Ottavio Arancio from Columbia University is working to identify mechanisms of synaptic dysfunction that may underlie neurodegenerative diseases. Alterations in the synapses between neurons of Alzheimer's patients are highly correlated with the severity of dementia. Currently only a handful of drugs to treat Alzheimer's disease are approved in the United States, but they offer only symptomatic benefit at best. Patients usually succumb to the disease within a relatively short time. His lab suggests that therapeutic approaches aimed to increase the activity of the transcription factor CREB might effectively revert memory impairment in AD.

Brian Ramos's research in Amy Arnsten's lab at Yale University is showing that the chemical needs of different parts of the brain are very different, and often oppose one another.
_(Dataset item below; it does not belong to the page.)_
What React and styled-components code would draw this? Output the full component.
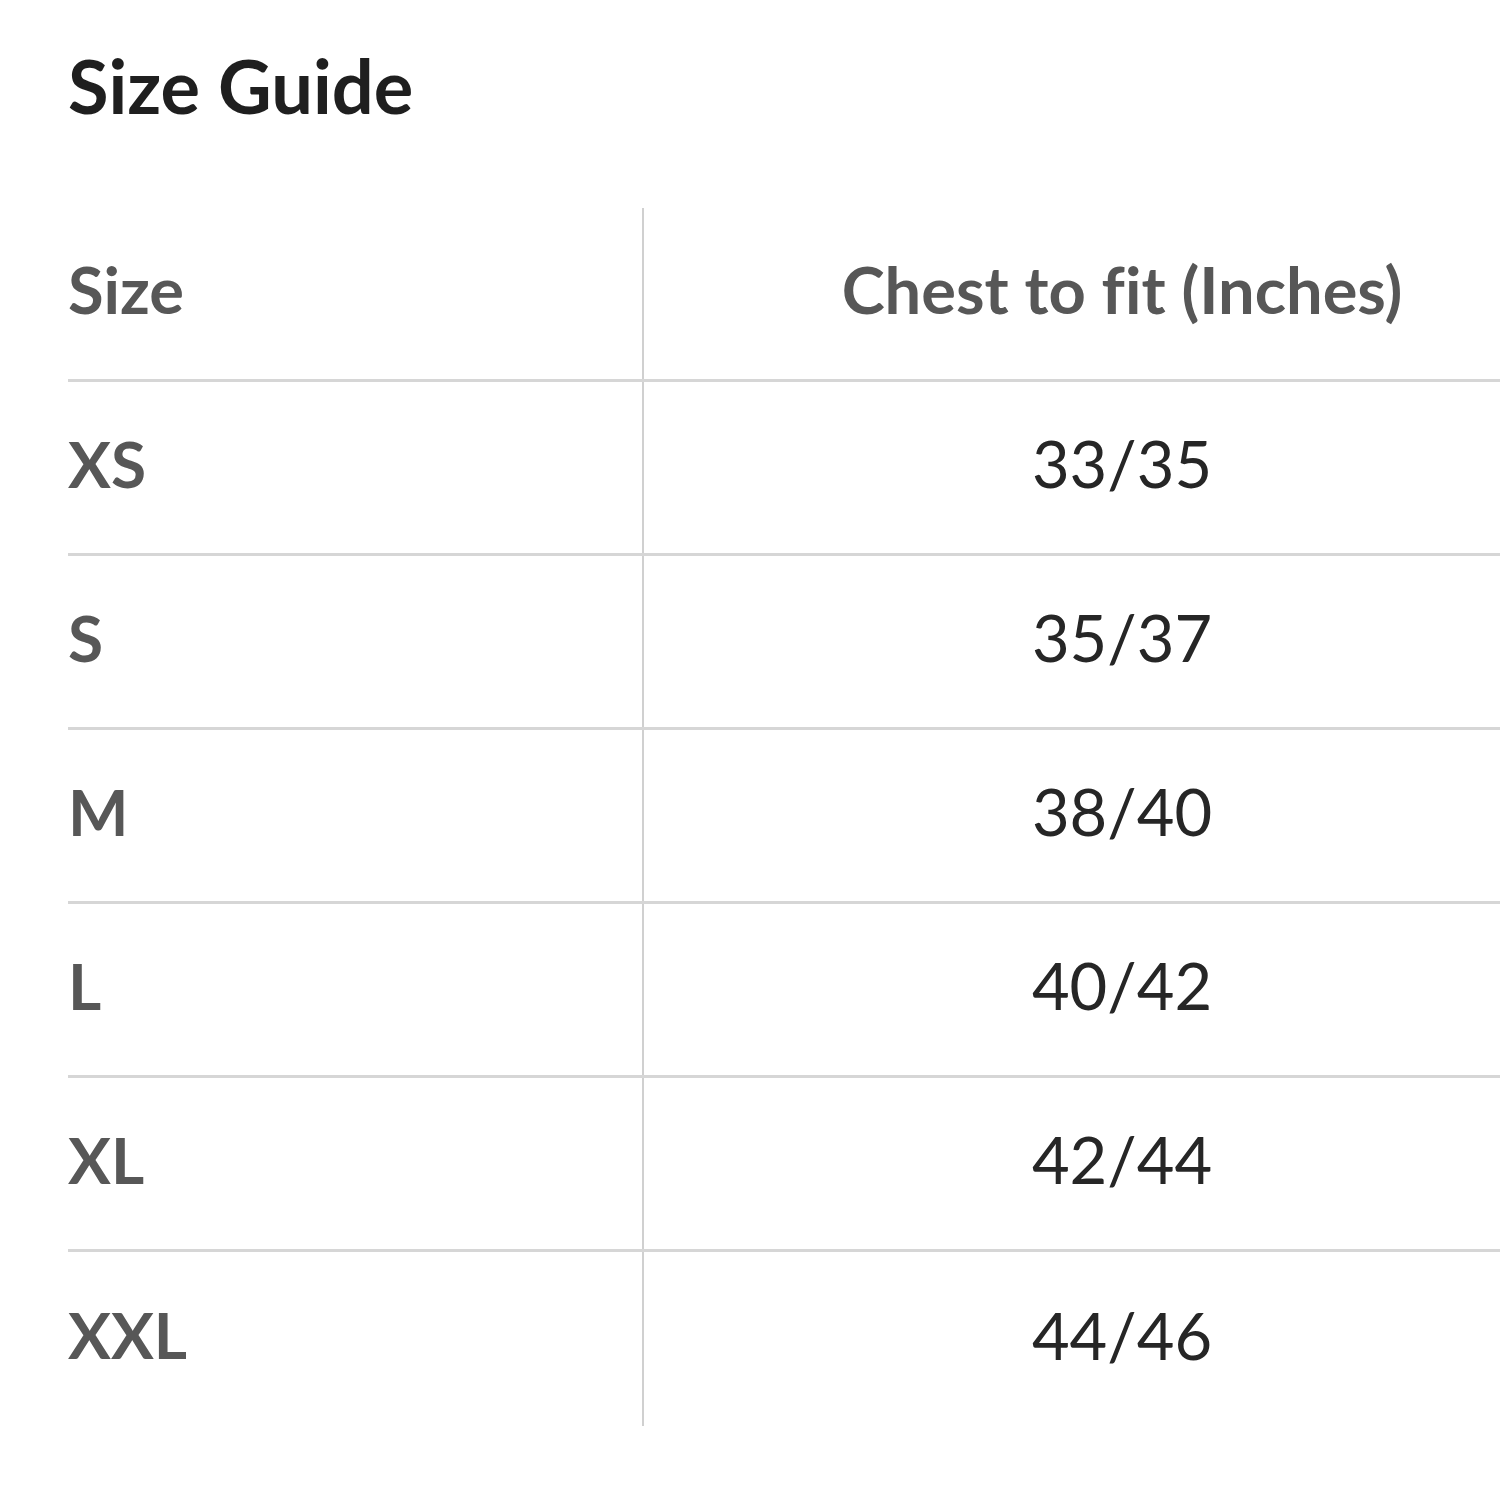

He emphasizes the importance of this fact in developing cognitive enhancers. For instance, though many portions of the brain control memory function, memory-enhancing drugs primarily target the hippocampus, the known site of long-term memory consolidation. Another portion of the brain, the prefrontal cortex, is important in working memory such as intelligent thought, planning, and organization. Ramos's research has shown that drugs with a beneficial effect on long-term memory may have deleterious effects on working memory and the prefrontal cortex.

Steven Ferris from the New York University School of Medicine discussed the current status of treatment strategies for aging and dementia. Researchers are tackling this problem with two distinct approaches. One is to treat a particular pathology, which causes a neurodegenerative disease such as Alzheimer's. The other is to develop compounds that target not a specific pathology, but a basic mechanism in the brain that declines with age, resulting in a more general cognitive enhancer.